If you had never heard of Neil Gorsuch, Donald Trump's Supreme Court pick, before Tuesday, you're about to get real familiar with him. Progressive groups, still seething over the GOP's refusal to even give Merrick Garland a hearing, spent the past month planning to rally Democratic lawmakers against confirmation. And then Trump handed them an absolute gift: the worst, most pathetically written and poorly planned executive order possible, sparking protests across the country. The chaser: Trump's retaliatory firing of a Justice Department official who, sworn to uphold the U.S. Constitution, declared his racist order unconstitutional. Politico writes:
“There is now an urgency to oppose anyone who won’t be a powerful check on the Supreme Court against the executive branch excesses and impulses,” said Nan Aron, founder and president of the Alliance for Justice. [...]
On the Democratic side, progressives are zeroing in on red-state Democrats like West Virginia’s Joe Manchin and North Dakota’s Heidi Heitkamp. Among Republicans, they’re looking at Arizona’s Jeff Flake and Nevada’s Dean Heller, who are both up for reelection in 2018, and the moderate Susan Collins of Maine.
And while conservative forces are already putting the finishing touches on a $10 million ad blitz targeting red-state Senate Democrats who will come under enormous pressure to back Trump’s nominee, People for the American Way is readying a television ad campaign of its own as a counterbalance. [...]
“There is a lot of energy in the progressive space to say, ‘This seat was stolen from a Democratic president, period.

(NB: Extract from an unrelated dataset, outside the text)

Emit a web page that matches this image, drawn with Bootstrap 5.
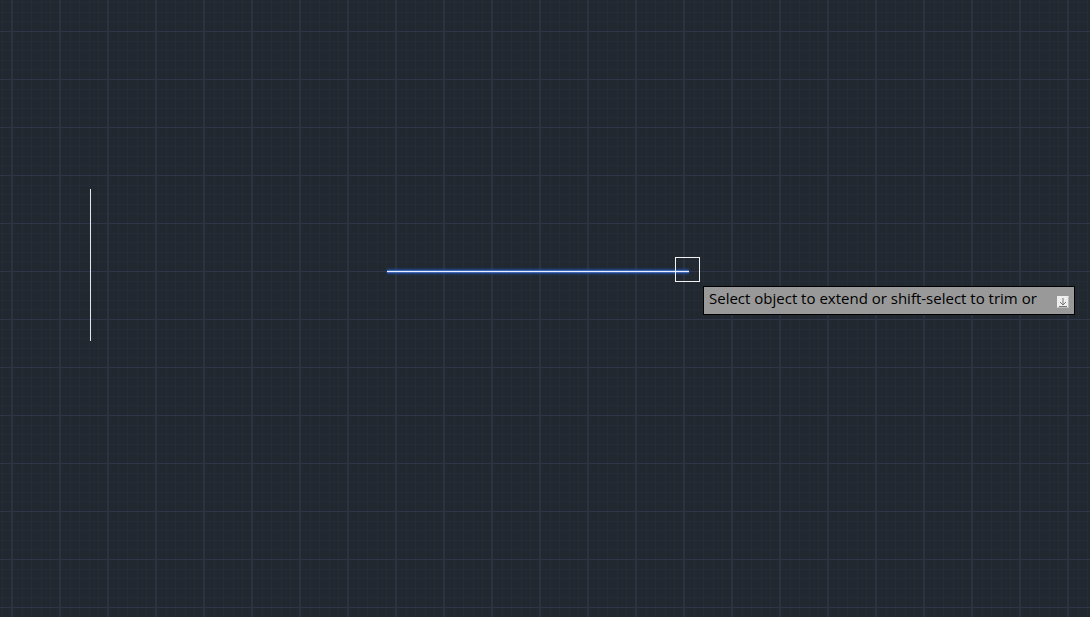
<!DOCTYPE html>
<html lang="en">
<head>
<meta charset="utf-8">
<meta name="viewport" content="width=device-width, initial-scale=1">
<title>Drawing – Extend</title>
<link href="https://cdn.jsdelivr.net/npm/bootstrap@5.3.0/dist/css/bootstrap.min.css" rel="stylesheet">
<style>
  body { background: #212830; font-family: "Open Sans", "Noto Sans", sans-serif; }
  .drawing { background: #212830; }
  .prompt {
    left: 703px; top: 286px; width: 372px; height: 29px;
    padding: 0 5px; background: #999; border: 1px solid #000;
    color: #000; font-size: 15px; font-weight: 370; line-height: 23px;
  }
  .options { width: 12px; height: 12px; margin-top: 9px; }
</style>
</head>
<body>
<main class="drawing position-relative vh-100 overflow-hidden">
  <svg class="d-block w-100 h-100" role="img" aria-label="Model space">
    <defs>
      <pattern id="grid" x="12" y="31" width="48" height="48" patternUnits="userSpaceOnUse">
        <path d="M10 0h1v48h-1zM19 0h1v48h-1zM29 0h1v48h-1zM38 0h1v48h-1zM0 10h48v1H0zM0 19h48v1H0zM0 29h48v1H0zM0 38h48v1H0z" fill="#252c37"/>
        <path d="M0 0h1v48h-1z" fill="#2b3244"/>
        <path d="M0 0h48v1H0z" fill="#2f364a"/>
        <path d="M47 0h1v48h-1z" fill="#2a3141"/>
      </pattern>
      <filter id="glow" x="380" y="260" width="320" height="22" filterUnits="userSpaceOnUse">
        <feGaussianBlur stdDeviation="1"/>
      </filter>
    </defs>
    <rect width="100%" height="100%" fill="url(#grid)"/>
    <path d="M90 189h1v152h-1z" fill="#e4e6e8"/>
    <path d="M387 269h302v5H387z" fill="#22468c" filter="url(#glow)"/>
    <path d="M387 270h302v3H387z" fill="#3f68b8"/>
    <path d="M387 271h302v1H387z" fill="#e8f0ff"/>
    <rect x="675.5" y="257.5" width="24" height="24" fill="none" stroke="#f2f2f2"/>
  </svg>
  <div class="prompt position-absolute d-flex align-items-start justify-content-between text-nowrap" role="status">
    <span>Select object to extend or shift-select to trim or</span>
    <button class="options btn p-0 border-0 rounded-0 d-flex" type="button" aria-label="Options">
      <svg width="12" height="12" viewBox="0 0 12 12" aria-hidden="true">
        <path d="M0 0h12v12H0z" fill="#eee"/>
        <path d="M.5 11.5h11V.5" fill="none" stroke="#bbb"/>
        <path d="M6 2v7M3 6l3 3 3-3M2 10.500h8" fill="none" stroke="#777"/>
      </svg>
    </button>
  </div>
</main>
<script src="https://cdn.jsdelivr.net/npm/bootstrap@5.3.0/dist/js/bootstrap.bundle.min.js"></script>
</body>
</html>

It was grand larceny,’” said Brad Woodhouse, president of Americans United for Change.
There's opposition research from American Bridge, a grassroots push from End Citizens United, and an assist planned from the Constitutionality Responsibility Project, a group organized by former Obama aides.

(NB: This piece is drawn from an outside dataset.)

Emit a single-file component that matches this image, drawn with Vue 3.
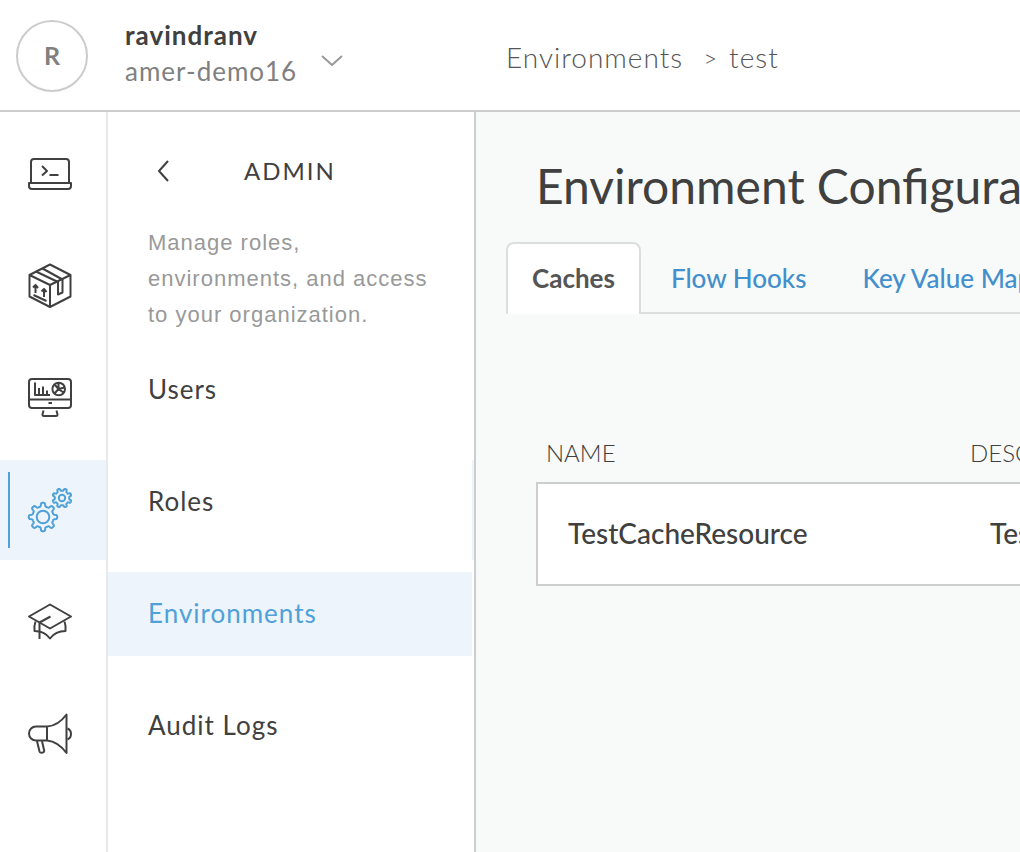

But honestly, nothing can beat the heat in the streets right now. Progressives are on fire and each week somehow manages to be worse than the last. Yet somehow, Mitch McConnell thinks Democrats are going to give Gorsuch the reasonable reception that he himself refused to give Garland.
"I hope we can get past that and get down to our serious work.”
Sorry, Mitch. You can take that comity and stick it where the sun don’t shine.